Just ten years ago Mazunte was a tiny undiscovered beach town tucked away in a corner of the backpacker circuit. Most of its visitors were budget travelers, looking to post up in one of the beachside hammocks that the simple thatch-roofed restaurants rented out for just a few bucks a night.
Today Mazunte still attracts a more Bohemian crowd, but the town is making a run to become less of a hidden gem and more of a must-see stop on the Oaxacan Coast.
Dirt roads have been replaced with cobblestone streets and wide pedestrian walkways. Outside investment has brought in more upscale lodging, international restaurants and bakeries, and well-developed eco-tourism activities.
Out with the old and in with the new.
Decades ago the residents of Mazunte made their living harvesting the giant sea turtles that live and breed along the coastline here. When the hunting of sea turtles was outlawed, the villagers had to find new ways to pay the bills.
One vision was to transform Mazunte into an eco-tourism destination. A turtle sanctuary and museum was built and wildlife viewing boat tours are available at the nearby Laguna de La Ventanilla. The laguna is teeming with bird life, as well as tons of iguanas and a whole lotta crocodiles.
Additionally, with support from the founder of The Body Shop, a group of women started La Cooperativa de Productos Naturales de Mazunte, an all-natural cosmetic company that produces and sells an extensive range of body products produced entirely from local ingredients. Everything they make is super high quality, and shopping at the cooperative helps support sustainable tourism.
Punta Cometa and a crescent stretch of pristine beach.
A hike out to the tip of Punta Cometa affords absolutely breathtaking views of the surrounding coastline. Punta Cometa is the southernmost point in Mexico and a pretty awesome spot to catch a 350 degree view of the sun dropping into the sea.

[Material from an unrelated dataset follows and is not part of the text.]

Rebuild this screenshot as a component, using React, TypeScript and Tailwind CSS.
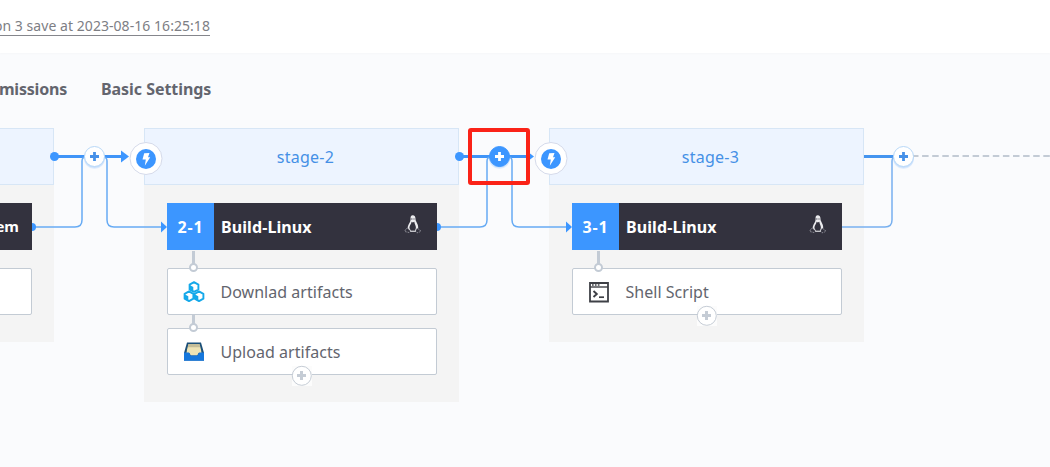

The beach, while busier than in times past, is still tranquil and quiet compared to developed beach towns. Mazunte is set on a semi-protected bay, so the water is generally calm enough for even inexperienced ocean swimmers to go for a dip.
Lining the beach are numerous restaurants where you can eat fresh from the sea fish and seafood meals, or try Oaxacan classics such as a tlayuda (inappropriately dubbed a Oaxacan pizza, it’s more of a gigantic tostada). Don’t leave Mazunte without trying the coctél de camarón (shrimp cocktail), camarones al ajo (garlic shrimp), or pescado empanizado (breaded fish fillet).
A great place for a day trip or an overnight adventure.
Aside from the awesome beach and delicious seafood, one of the best things to do in Mazunte is to just spend the afternoon wandering around all the little backstreets that make up the village. With a growing expat community there are more and more international foods available, including a sweet little French-run bakery called La Baguette where you can buy whole wheat breads, amazing chocolate pastries, and slices of decadent lemon meringue pie.
If you’re staying overnight, in the early evenings the beachfront restaurants alight the sand with candlelit tables. Talk about throwing back a few beers in paradise! In tune with Mazunte’s core following, you can also find several small bars/clubs where you can get your party on.
How to get to Mazunte.
If you’re staying with us at Gecko Rock Resort, we can either help you arrange to take a taxi or put you on the inexpensive bus that will run you 20 minutes or so to the Mazunte crossing on highway 200 and you can catch a taxi or colectivo from there.
The easiest way to get to Mazunte from Oaxaca de Juarez is to take the bus to Pochutla and then you can arrange a taxi or colectivo from outside the bus station.